On stabling hardware-dependent packages

I thought I wrote about this before but it looks like I didn’t. And since this was something I was asked about a few months ago as well, any time is good to fix the issue by writing what I think about this.

We could say that almost every package in the tree relies on someone having at least some pieces of hardware: a computer. At the same time, some packages require more particular hardware than others: drivers, firmware, and similar packages. The problem with these packages is that, unless you own the hardware, you have no way to know that they work at all. Sure you can be certain that they do not work, if they fail to build, but the opposite can’t be confirmed without the hardware.

This is troublesome to say the least, as sometimes a given hardware driver’s ebuild is written, by either a developer or an user (that goes on to proxy it), when they have the hardware … but it goes untouched once said hardware is gone for good.

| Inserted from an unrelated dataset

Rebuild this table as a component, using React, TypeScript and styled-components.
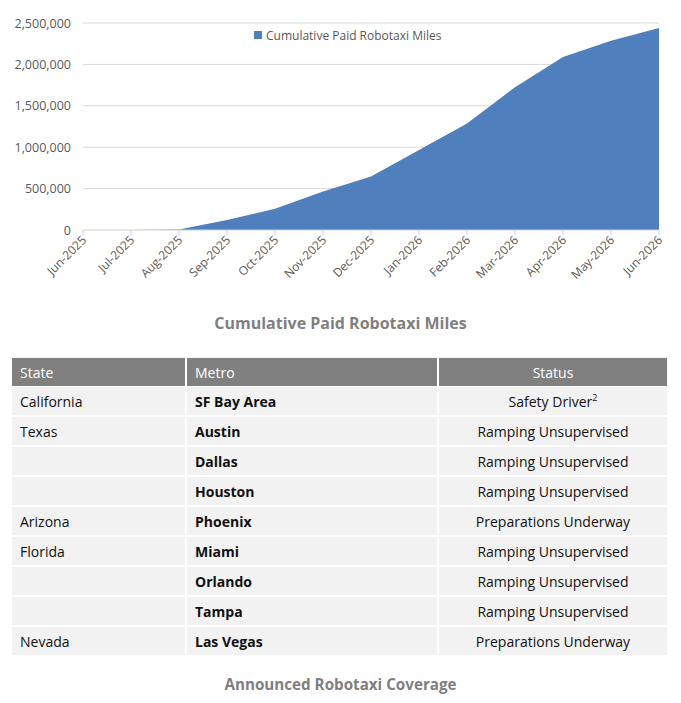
import React from "react";
import styled, { createGlobalStyle } from "styled-components";

const GlobalStyle = createGlobalStyle`
  html, body {
    margin: 0;
    padding: 0;
    background: #ffffff;
  }
  body {
    font-family: "Open Sans", Lato, "Liberation Sans", sans-serif;
    color: #1a1a1a;
  }
`;

const Page = styled.div`
  width: 681px;
  display: flex;
  flex-direction: column;
  align-items: stretch;
`;

const ChartSvg = styled.svg`
  display: block;
  width: 681px;
  height: 300px;
  font-family: "Open Sans", "Liberation Sans", sans-serif;
`;

const Caption = styled.div<{ $top: number; $size: number }>`
  text-align: center;
  font-size: ${(p) => p.$size}px;
  line-height: 20px;
  font-weight: 700;
  color: #7f7f7f;
  margin-top: ${(p) => p.$top}px;
`;

const Table = styled.table`
  margin: 24px 14px 0 12px;
  border-collapse: separate;
  border-spacing: 0;
  font-size: 14px;
  border-top: 1px solid #f4f4f4;
`;

const HeadCell = styled.th<{ $w: number; $center?: boolean }>`
  width: ${(p) => p.$w}px;
  height: 29px;
  padding: 0 8px;
  background: #808080;
  color: #ffffff;
  font-weight: 400;
  text-align: ${(p) => (p.$center ? "center" : "left")};
  border-right: 2px solid #ffffff;
  border-bottom: 1px solid #ffffff;
  box-sizing: border-box;
  &:last-child {
    border-right: none;
  }
`;

const Cell = styled.td<{ $bold?: boolean; $center?: boolean }>`
  height: 30px;
  padding: 0 8px;
  background: #f2f2f2;
  color: #111111;
  font-weight: ${(p) => (p.$bold ? 700 : 400)};
  text-align: ${(p) => (p.$center ? "center" : "left")};
  border-right: 2px solid #ffffff;
  border-bottom: 2px solid #ffffff;
  box-sizing: border-box;
  &:last-child {
    border-right: none;
  }
  tr:last-child & {
    border-bottom: none;
    height: 28px;
  }
`;

const Sup = styled.sup`
  font-size: 9px;
  line-height: 0;
`;

const months = [
  "Jun-2025", "Jul-2025", "Aug-2025", "Sep-2025", "Oct-2025", "Nov-2025", "Dec-2025",
  "Jan-2026", "Feb-2026", "Mar-2026", "Apr-2026", "May-2026", "Jun-2026",
];
const values = [0, 1000, 6000, 122000, 256000, 465000, 645000, 965000, 1285000, 1725000, 2090000, 2285000, 2440000];

const X0 = 83;
const X1 = 659;
const Y0 = 230;
const PER = 41.4 / 500000;

const xAt = (i: number) => X0 + ((X1 - X0) / 12) * i;
const yAt = (v: number) => Y0 - v * PER;

const Chart = () => {
  const pts = values.map((v, i) => `${xAt(i).toFixed(1)},${yAt(v).toFixed(1)}`).join(" L");
  const area = `M${X0},${Y0} L${pts} L${X1},${Y0} Z`;
  const ticks = [0, 500000, 1000000, 1500000, 2000000, 2500000];
  return (
    <ChartSvg viewBox="0 0 681 300">
      {ticks.map((t) => (
        <g key={t}>
          {t > 0 && <line x1={X0} x2={X1} y1={yAt(t)} y2={yAt(t)} stroke="#d9d9d9" strokeWidth={1} />}
          <text x={71} y={yAt(t) + 4.5} textAnchor="end" fontSize={12.5} fill="#595959">
            {t.toLocaleString("en-US")}
          </text>
        </g>
      ))}
      <path d={area} fill="#4f7fbd" />
      <line x1={X0} x2={X1} y1={Y0} y2={Y0} stroke="#d0d0d0" strokeWidth={1} />
      {months.map((m, i) => (
        <g key={m}>
          <line x1={xAt(i)} x2={xAt(i)} y1={Y0} y2={Y0 + 5} stroke="#d0d0d0" strokeWidth={1} />
          <text
            x={xAt(i) + 4}
            y={Y0 + 11}
            textAnchor="end"
            fontSize={12}
            fill="#595959"
            transform={`rotate(-45 ${xAt(i) + 4} ${Y0 + 11})`}
          >
            {m}
          </text>
        </g>
      ))}
      <rect x={254} y={31} width={8} height={8} fill="#4f7fbd" />
      <text x={266} y={39.5} fontSize={12} fill="#595959">
        Cumulative Paid Robotaxi Miles
      </text>
    </ChartSvg>
  );
};

type Row = { state: string; metro: string; status: string; sup?: boolean };

const rows: Row[] = [
  { state: "California", metro: "SF Bay Area", status: "Safety Driver", sup: true },
  { state: "Texas", metro: "Austin", status: "Ramping Unsupervised" },
  { state: "", metro: "Dallas", status: "Ramping Unsupervised" },
  { state: "", metro: "Houston", status: "Ramping Unsupervised" },
  { state: "Arizona", metro: "Phoenix", status: "Preparations Underway" },
  { state: "Florida", metro: "Miami", status: "Ramping Unsupervised" },
  { state: "", metro: "Orlando", status: "Ramping Unsupervised" },
  { state: "", metro: "Tampa", status: "Ramping Unsupervised" },
  { state: "Nevada", metro: "Las Vegas", status: "Preparations Underway" },
];

export default function App() {
  return (
    <>
      <GlobalStyle />
      <Page>
        <Chart />
        <Caption $top={13} $size={16}>Cumulative Paid Robotaxi Miles</Caption>
        <Table>
          <thead>
            <tr>
              <HeadCell $w={175}>State</HeadCell>
              <HeadCell $w={252}>Metro</HeadCell>
              <HeadCell $w={228} $center>Status</HeadCell>
            </tr>
          </thead>
          <tbody>
            {rows.map((r) => (
              <tr key={r.metro}>
                <Cell>{r.state}</Cell>
                <Cell $bold>{r.metro}</Cell>
                <Cell $center>
                  {r.status}
                  {r.sup && <Sup>2</Sup>}
                </Cell>
              </tr>
            ))}
          </tbody>
        </Table>
        <Caption $top={19} $size={15.2}>Announced Robotaxi Coverage</Caption>
      </Page>
    </>
  );
}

This happened to me before, for instance I no longer have a Motorola phone to test those handlers; nor I have an HP printer any longer, so there goes my help to the hplip package…

At the same time it is true I have quite a few hardware-dependent packages in the tree still: ekeyd, iwl6000-ucode, and so on so forth. One of the packages I still try to help out with even though I had to discard the related hardware (for now at least) is freeipmi, which exemplifies all too well the problems with hardware-dependent packages.

FreeIPMI, like the name leaves to imply, is an implementation of utilities and daemons to manage IPMI hardware, which is used on middle-range-to-high-end server motherboard for remote management. I had one on Yamato until recently, when either the mainboard or the PSU started to act up and I had to take it out. I had tried to making the best out of the ebuild since I had access to an IPMI board, and that consisted mostly on bumping it, fixing the build and, recently, updating its init scripts so that they actually work (in the case of the watchdog service I ended up patching it up upstream, which meant having something that actually works as intended!).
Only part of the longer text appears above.